- Born: 25 October 1980 (age 45) Dießen am Ammersee, Bavaria, Germany
- Education: Sydney Boys High School Julian Ashton Art School
- Occupation: Editorial cartoonist
- Father: Bill Leak
- Website: johannesleak.com

= Johannes Leak =

Australian editorial cartoonist and painter (born 1980)

Johannes Leak (born 25 October 1980) is a German-born Australian editorial cartoonist and painter.

== Life ==
He is the son of cartoonist Bill Leak and teacher Astrid, née Wiegand. The family lived in Dießen am Ammersee before moving to Australia. He attended Sydney Boys High School and then Julian Ashton Art School for five years on a scholarship.

In November 2019, Leak was appointed editorial cartoonist of The Australian, a position held by his father until his death two years before.

Leak's August 2020 cartoon of Kamala Harris, the presumptive Democratic vice presidential nominee in the 2020 election was deemed as offensive and racist by a number of politicians and journalists. The cartoon had used Joe Biden's use of the phrase "little brown girls".

In February 2021, Leak was awarded a $40,000 contract from the Australian Department of Parliamentary Services to paint an official portrait of former prime minister Tony Abbott.

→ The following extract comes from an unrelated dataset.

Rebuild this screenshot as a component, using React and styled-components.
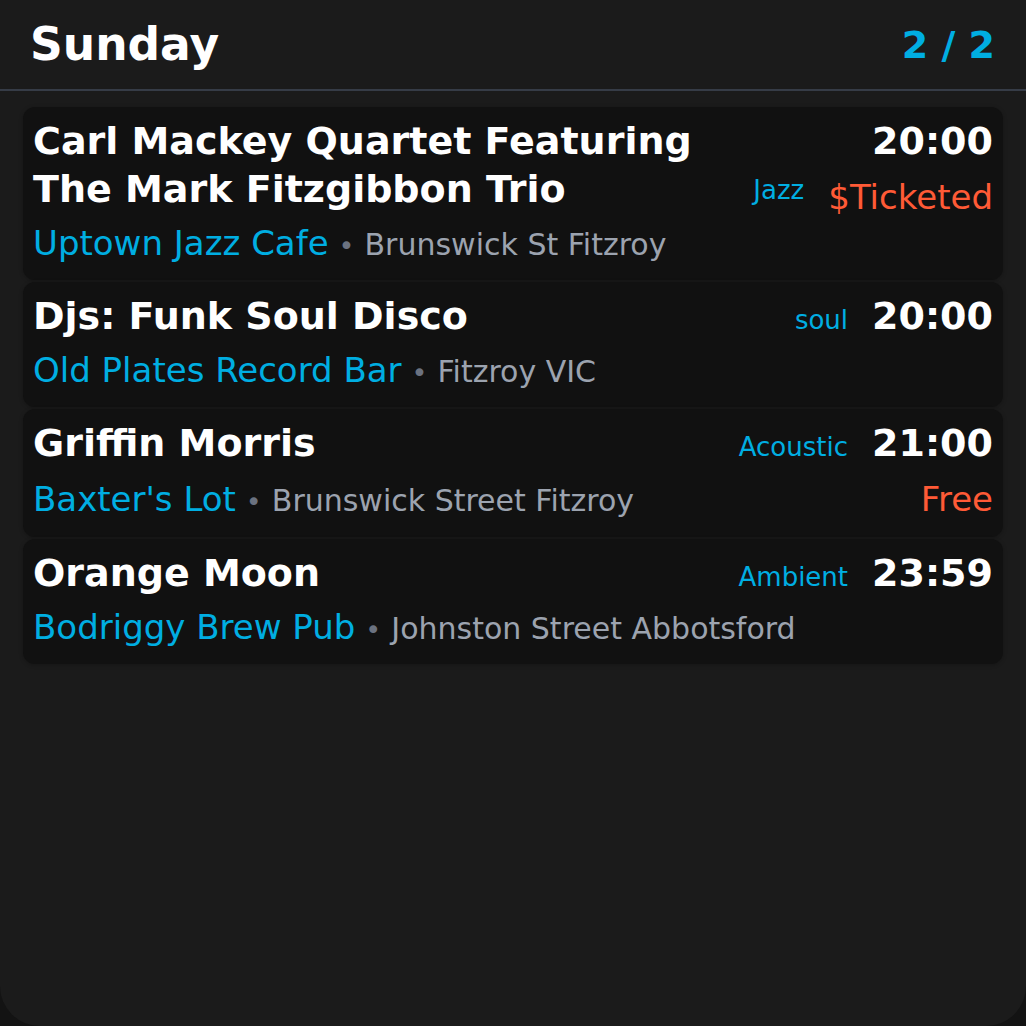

Leak submitted paintings to the Archibald Prize in 2021 with a portrait of Warlpiri Country Liberal Party politician Jacinta Nampijinpa Price and in 2025 of Jewish advocate Alex Ryvchin. Neither were selected as finalists, although the State Library of New South Wales bought the portrait of Price for about $20,000, but following some First Nations employees taking offence to the acquisition, the picture is not shown on the library's website and can only be viewed by appointment.